On the other hand, the book is not simply a bland statement of the law. Nor is it merely a review of the local cases or a summary of the whole gamut of the law in Singapore. The author is to be applauded for providing her own perspectives respecting a number of cases, supplementing them with apt illustrations and even local patois. One notable example relates to the case of Tay Long Kee Impex Pte Ltd v Tan Beng Huwah [2000] 2 SLR 750 where the plaintiff, a manufacturer and distributor of backpacks bearing the trade mark 'hayrer', claimed that the defendant had copied several features of its backpacks, including its warranty card. The 64-worded card stated as follows:
'All hayrer products are designed and manufactured to provide maximum carefree service, hayrer products carry a lifetime guarantee to be free of defects in materials or workmanship. This does not cover wear and tear or abuse. Accordingly, hayrer will repair or replace, without cost to our customers, any product which is defective in materials or workmanship promptly after its return to our sole agent'.

One might be forgiven for taking the view that the wording warrants copyright protection for the warranty card. However, the Court of Appeal held that while the wording was a piece of literary work in a very broad sense, it could not subsist on its own as a literary work because in itself, "the warranty as a literary work is hardly consequential" and is really 'de minimis'. The author understandably discerns from this that in order to obtain copyright protection in Singapore, a literary work must cross the de minimis threshold, which means that short phrases (eg, titles of books and movies) and single invented words (eg, a trade name) would not qualify as literary works in Singapore. The court did not explain the reason for imposing such a threshold. This is where the author fills the void. She perceives the reason to be the undesirability of conferring copyright protection on what are essentially the basic building blocks in a language and the fact that in a multi-racial Singapore, new words and phrases drawn from the three main languages have created a new language (namely, Singlish) of which the well known examples include 'blanjah' and 'beh tah han'. She explains that:

'If the individuals who coined these words and phrases were granted copyright and allowed to control the use of these words and phrases, Singlish might not be as rich and colourful as it is today'.
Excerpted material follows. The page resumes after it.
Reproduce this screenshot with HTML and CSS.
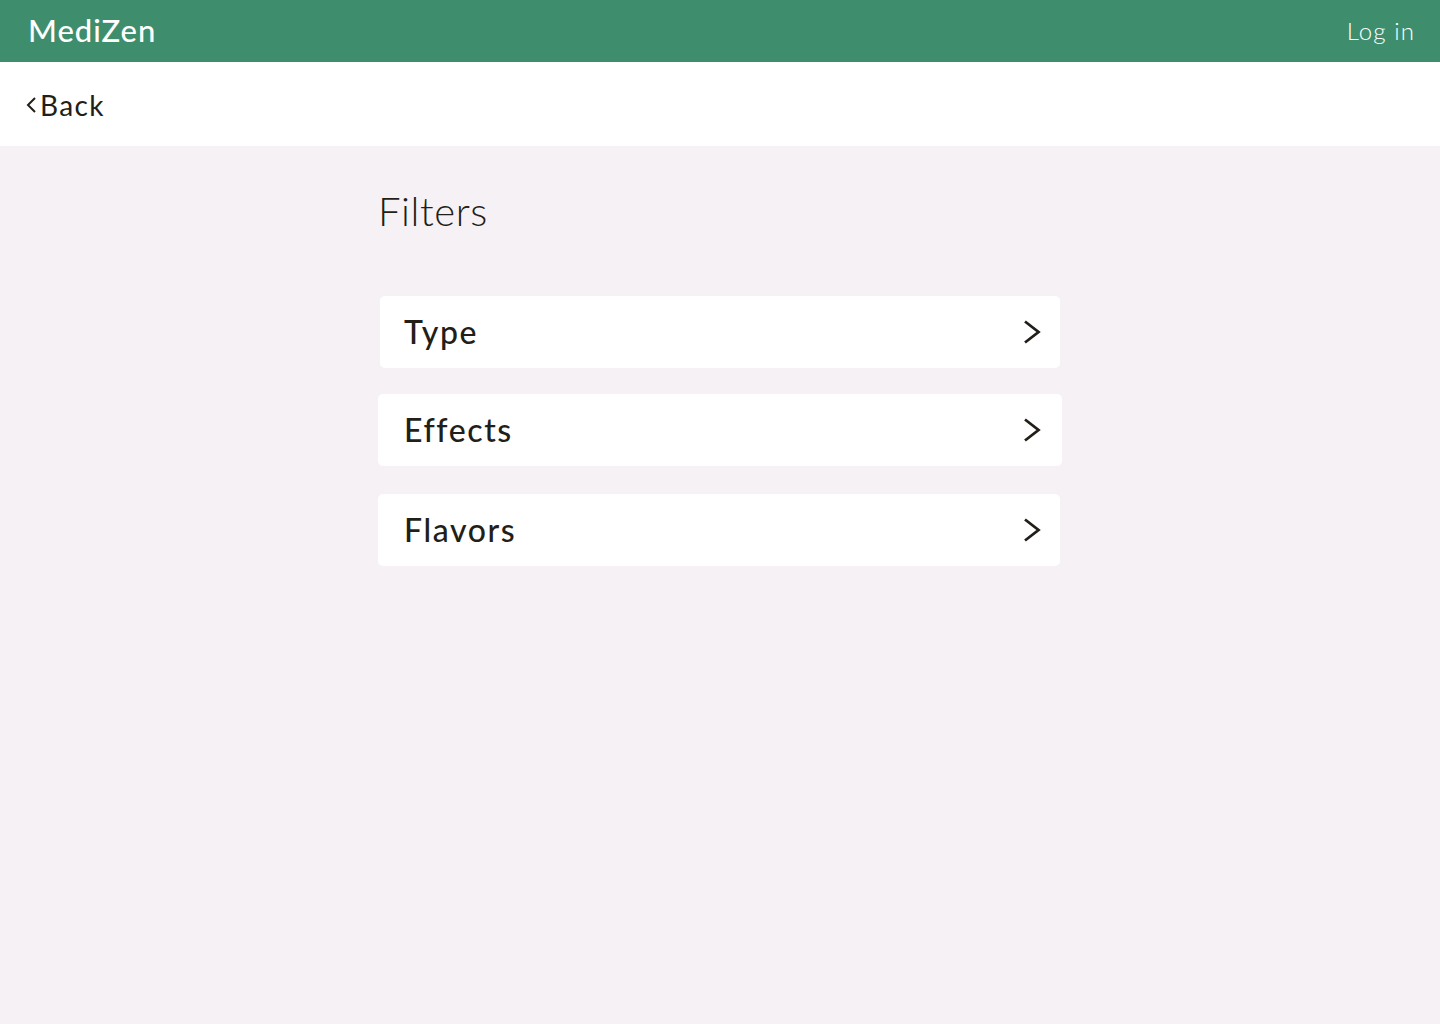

There is a particularly interesting chapter which is entitled 'Singapore's IP Journey: From Third World to First'. It traces the evolution of Singapore's intellectual property policies from the start of nationhood in 1965 to the present day. The author detects two principal features in the journey, namely, a very utilitarian approach to intellectual property which is perceived as a tool to achieve the economic goals of the country and the constant need to modify the intellectual property system to take into account the special needs of the country. The journey began with a profound scepticism of the benefit of intellectual property law to Singapore. In introducing the Copyright (Gramophone Records and Government Broadcasting) Act in 1968, the then Minister for Law, Mr. E.W. Barker, revealed that Singapore did not subscribe to any of the intellectual property conventions because 'these conventions are for the benefit of the developed countries who refuse to share their knowledge with us'. It is intriguing that such an attitude remains prevalent in many Third World countries today.

According to the author, the change in Singapore's attitude started in the mid-1980s, corresponding to the shift in the country's focus towards the higher technology industries such as the software industry. This led to the revamp of the copyright law in 1987 which ended the long reign of the Imperial Copyright Act 1911 and which, amongst others, extended protection to entrepreneurial works such as sound and video recordings, cable television and satellite broadcasting. The final phase of the journey is marked by Singapore's accession to the TRIPS Agreement as well as its entry into a number of bilateral free trade arrangements which prescribe 'TRIPS-plus' level of protection. The author argues that this accords with Singapore's intentions to develop the creative industries and that it was not a reluctant 'victim' of the US strategy to 'ratchet up' the level of intellectual property protection worldwide through the much maligned route of bilateralism.

The author discloses in her preface that the book was born of a challenge that she had set herself: 'to write a book on intellectual property law which focuses primarily on Singapore case law'. While there is no doubt that the author has more than met the challenge, the focus on Singapore case law explains the brevity of some of the chapters. Specifically, owing to the dearth of local cases, a number of aspects of the law could only merit brief and cursory consideration. For instance, the chapter on 'Defences' relating to breach of confidence comprises only three paragraphs dealing with the well-established rule that where the confidential information involves the commission of some wrongdoing, publication of the information would not be restrained because there is a public interest involved. Also, it is to be regretted that the nature of registered design protection could only be covered in a brief summary within two pages. The brevity however does not detract from the strength of the book. Rather, it indicates that the book is a work-in-progress and will consume the author as more and more cases emanate from our courts in the years ahead. It is a fate shared by this reviewer.

It is a common complaint by students and practitioners new to a subject that they cannot see 'the wood for the trees'. They can no longer now make the complaint in relation to intellectual property law in Singapore. This book provides that clear and authoritative text that they desire. It should be bought and read by students and practitioners who wish or profess to practise that law.